Oh and here's an important fact I need to stress about that fall day: It was effin' cold. If I remember correctly, it felt like about 5°C according to my weather app. And the wind was blowing because, apparently, the world hates me. Aaaand because my brain doesn't always work, I wasn't wearing a very thick jacket. Which was bad. Considering I'm a tropical girl who gets cold in Philippine malls.

We were outdoors for 2 hours.

Don't get me wrong – I don't regret a minute of that mini-adventure (OK, maybe I regret the choice of jacket). I loved the excitement just outside the theater, and I'm happy that Patt brought me to that lottery. But ...

Two. Hours.

In. The. Frigid. Wind. Of.
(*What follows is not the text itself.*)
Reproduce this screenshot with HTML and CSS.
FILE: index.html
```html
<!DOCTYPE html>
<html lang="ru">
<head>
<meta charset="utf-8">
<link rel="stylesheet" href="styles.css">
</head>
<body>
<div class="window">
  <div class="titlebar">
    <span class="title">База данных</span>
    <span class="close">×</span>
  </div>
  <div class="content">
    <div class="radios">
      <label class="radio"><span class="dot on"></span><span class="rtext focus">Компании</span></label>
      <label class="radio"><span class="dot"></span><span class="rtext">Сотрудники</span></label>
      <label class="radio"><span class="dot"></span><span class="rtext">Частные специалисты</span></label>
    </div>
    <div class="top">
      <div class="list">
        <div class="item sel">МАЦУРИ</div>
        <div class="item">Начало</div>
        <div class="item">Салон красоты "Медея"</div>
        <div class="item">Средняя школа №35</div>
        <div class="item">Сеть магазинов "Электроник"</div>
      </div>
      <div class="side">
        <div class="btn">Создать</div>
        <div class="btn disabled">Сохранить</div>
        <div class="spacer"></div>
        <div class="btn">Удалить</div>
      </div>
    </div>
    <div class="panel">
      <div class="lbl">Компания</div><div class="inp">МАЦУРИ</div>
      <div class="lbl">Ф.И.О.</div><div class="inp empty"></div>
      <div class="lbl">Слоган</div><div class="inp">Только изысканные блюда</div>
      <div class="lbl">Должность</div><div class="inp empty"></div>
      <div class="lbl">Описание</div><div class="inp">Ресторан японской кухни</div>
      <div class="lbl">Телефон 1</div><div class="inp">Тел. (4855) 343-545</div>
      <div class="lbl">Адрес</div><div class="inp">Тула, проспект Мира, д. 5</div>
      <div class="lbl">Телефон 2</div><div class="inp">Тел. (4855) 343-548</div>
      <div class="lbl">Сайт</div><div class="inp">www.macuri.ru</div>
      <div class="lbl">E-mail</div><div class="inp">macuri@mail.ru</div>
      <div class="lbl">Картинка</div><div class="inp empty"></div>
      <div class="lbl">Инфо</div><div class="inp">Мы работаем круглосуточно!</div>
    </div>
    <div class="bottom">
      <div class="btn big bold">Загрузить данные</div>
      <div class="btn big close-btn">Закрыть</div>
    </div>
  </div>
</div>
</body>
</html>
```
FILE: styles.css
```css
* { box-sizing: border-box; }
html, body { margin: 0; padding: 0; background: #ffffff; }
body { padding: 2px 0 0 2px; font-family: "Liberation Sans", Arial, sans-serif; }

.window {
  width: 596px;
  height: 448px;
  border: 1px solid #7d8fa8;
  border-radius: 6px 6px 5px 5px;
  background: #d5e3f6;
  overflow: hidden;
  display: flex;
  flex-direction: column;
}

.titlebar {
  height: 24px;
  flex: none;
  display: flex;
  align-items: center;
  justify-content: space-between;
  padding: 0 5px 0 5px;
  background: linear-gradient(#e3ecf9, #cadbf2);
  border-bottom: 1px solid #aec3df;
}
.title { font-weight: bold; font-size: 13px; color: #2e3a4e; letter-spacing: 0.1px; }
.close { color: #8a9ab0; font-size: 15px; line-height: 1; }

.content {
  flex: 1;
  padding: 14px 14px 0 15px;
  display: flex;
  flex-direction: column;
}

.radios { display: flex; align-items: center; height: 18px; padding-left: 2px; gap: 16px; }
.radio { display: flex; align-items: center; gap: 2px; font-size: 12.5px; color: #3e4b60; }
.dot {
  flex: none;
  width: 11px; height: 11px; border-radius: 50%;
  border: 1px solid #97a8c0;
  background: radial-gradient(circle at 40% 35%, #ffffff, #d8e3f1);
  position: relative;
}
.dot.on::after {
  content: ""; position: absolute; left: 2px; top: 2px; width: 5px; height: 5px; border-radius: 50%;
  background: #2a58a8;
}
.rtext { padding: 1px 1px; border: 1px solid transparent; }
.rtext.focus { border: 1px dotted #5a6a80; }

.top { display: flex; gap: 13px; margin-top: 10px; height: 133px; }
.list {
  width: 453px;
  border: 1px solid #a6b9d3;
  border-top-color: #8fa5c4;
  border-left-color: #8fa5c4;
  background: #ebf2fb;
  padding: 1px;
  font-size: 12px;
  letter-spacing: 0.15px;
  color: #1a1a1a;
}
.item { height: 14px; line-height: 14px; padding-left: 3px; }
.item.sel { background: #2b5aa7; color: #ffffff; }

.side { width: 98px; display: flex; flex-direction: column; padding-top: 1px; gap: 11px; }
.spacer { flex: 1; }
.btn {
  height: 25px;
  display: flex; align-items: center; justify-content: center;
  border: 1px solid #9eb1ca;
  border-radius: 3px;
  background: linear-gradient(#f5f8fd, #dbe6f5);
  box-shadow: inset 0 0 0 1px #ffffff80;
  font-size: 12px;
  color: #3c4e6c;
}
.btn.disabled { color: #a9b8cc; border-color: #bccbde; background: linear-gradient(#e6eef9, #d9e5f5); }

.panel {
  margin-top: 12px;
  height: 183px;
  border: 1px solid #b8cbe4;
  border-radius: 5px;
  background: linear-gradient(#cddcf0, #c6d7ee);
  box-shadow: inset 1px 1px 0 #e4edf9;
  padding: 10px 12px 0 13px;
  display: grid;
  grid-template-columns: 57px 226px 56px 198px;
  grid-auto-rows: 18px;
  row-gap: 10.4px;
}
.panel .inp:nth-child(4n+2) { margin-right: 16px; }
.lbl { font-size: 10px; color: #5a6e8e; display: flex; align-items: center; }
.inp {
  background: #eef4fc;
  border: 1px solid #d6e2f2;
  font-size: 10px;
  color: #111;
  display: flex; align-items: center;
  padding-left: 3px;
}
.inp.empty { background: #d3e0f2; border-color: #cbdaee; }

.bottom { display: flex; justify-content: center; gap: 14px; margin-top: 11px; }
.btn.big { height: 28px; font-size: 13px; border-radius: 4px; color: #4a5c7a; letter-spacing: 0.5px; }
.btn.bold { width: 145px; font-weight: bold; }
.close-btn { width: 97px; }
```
Manhattan.

So after we found out we didn't get the tickets (aww), Patt asked if I wanted to get coffee because she knew I was freezing. There was a nearby Starbucks, and I got excited all over again because I'd never tried their pumpkin spice latte (PSL, if you want to be cool and acronym-y). And maybe more than that, my gloveless hands wanted to hold something warm.

Entering a building after being outdoors for 2 hours (have I mentioned we were outside for 2 hours?) was nothing short of glorious. I felt my body start to warm up and was happy to feel my forehead move again. Little did I know that some parts of my body had yet to thaw.

When the barista asked me what I wanted, here's what my frozen lips and tongue came up with, to my horror:

"A punggin spite latte."

"Excuse me?"

After a long inhale, I attempted again: "A pun ... kin ... spite ... latte."

I don't quite remember if Patt read my lips and helped me out, or if the barista saw my mouth desperately trying to function and guessed correctly that the cold foreigner wanted the most basic fall drink out there. Embarrassing? Maybe. Entertaining? Definitely.

And if you're curious, that latte, like that whole day, was za-may-zing.


(I remembered to blog about this because of my first taste of Korean bingsu in a cold mall. My stiff tongue brought back all the PSL-after-lottery memories.)